He arrived at 5:25 A.M. this morning–nineteen inches long. His daddy was so overcome that tears flowed down his face, making him feel simultaneously engulfed in joy and embarrassed by his outpouring.

We had dinner with them just hours earlier at Ruby Tuesday’s and they both were much more prepared than I was when it was my turn to be fruitful, multiply and replenish the earth. All during the meal I thought about how this scene was so much like what God envisioned for His earth–the grandparents, sitting at a table, gazing at their children who were about to give birth, knowing that their offspring were much more prepared than they had been.

The best way to describe me as a new father was muddled and befuddled–and still, I was able to squeak out a passing grade when final exams came around. So I am confident that my son and daughter-in-law are going to be able to plug into this experience much easier than I did.

So on this auspicious occasion, I would like to give four pieces of grandfatherly advice to my freshly birthed Johann:

1. Drink the water. Don’t listen to those paranoid losers out there who line up like innocent cattle for slaughter to buy bottled water at a dollar a throw. The water that’s in those bottles was taken from a tap somewhere in the US and shipped to you as “Artesian something or other” and is really just what you are drinking from your faucet. If you’re going to spend your whole life afraid to drink the water, you’re going to miss a lot of opportunities to kick butt and take names.
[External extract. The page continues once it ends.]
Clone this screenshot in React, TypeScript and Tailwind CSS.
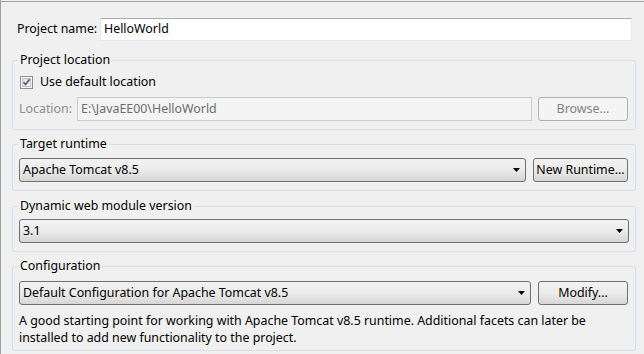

2. Stay hungry. Johann, I pray that you do not spend your life worried about cholesterol and calories. Develop a lifestyle where you work hard, enjoy it and come home hungry. Human beings were meant to have appetites and if you spend your entire journey trying to suppress these blessings, you not only will be grumpy, but you might end up being homicidal.

3. Love everybody. I’ve never seen anybody killed in the street for flashing a smile. You will be tempted to be prejudiced against certain individuals because it happens to be the mindset of the moment, but just go ahead and love everybody and let God figure out who the bad guys are.

4. And finally, don’t lie. Oh, you will probably run across occasions when a good lie seems necessary, but every time you lie a little piece of your soul crawls into the corner and dies. If people can’t handle your truth, they probably won’t be around to listen to your Christmas wishes either and provide adequate gifts. Don’t lie. It’s a waste of time and makes you begin to believe that no one can be trusted, which is the first step towards living in hell.

Religion, politics and business will try to get you to break these four rules, but they are wrong.

  • Drink the water.
  • Stay hungry.
  • Love everybody.
  • And don’t lie.

Any human soul who actually follows this philosophy will not only prosper, but will have enough left over to bless everyone around him.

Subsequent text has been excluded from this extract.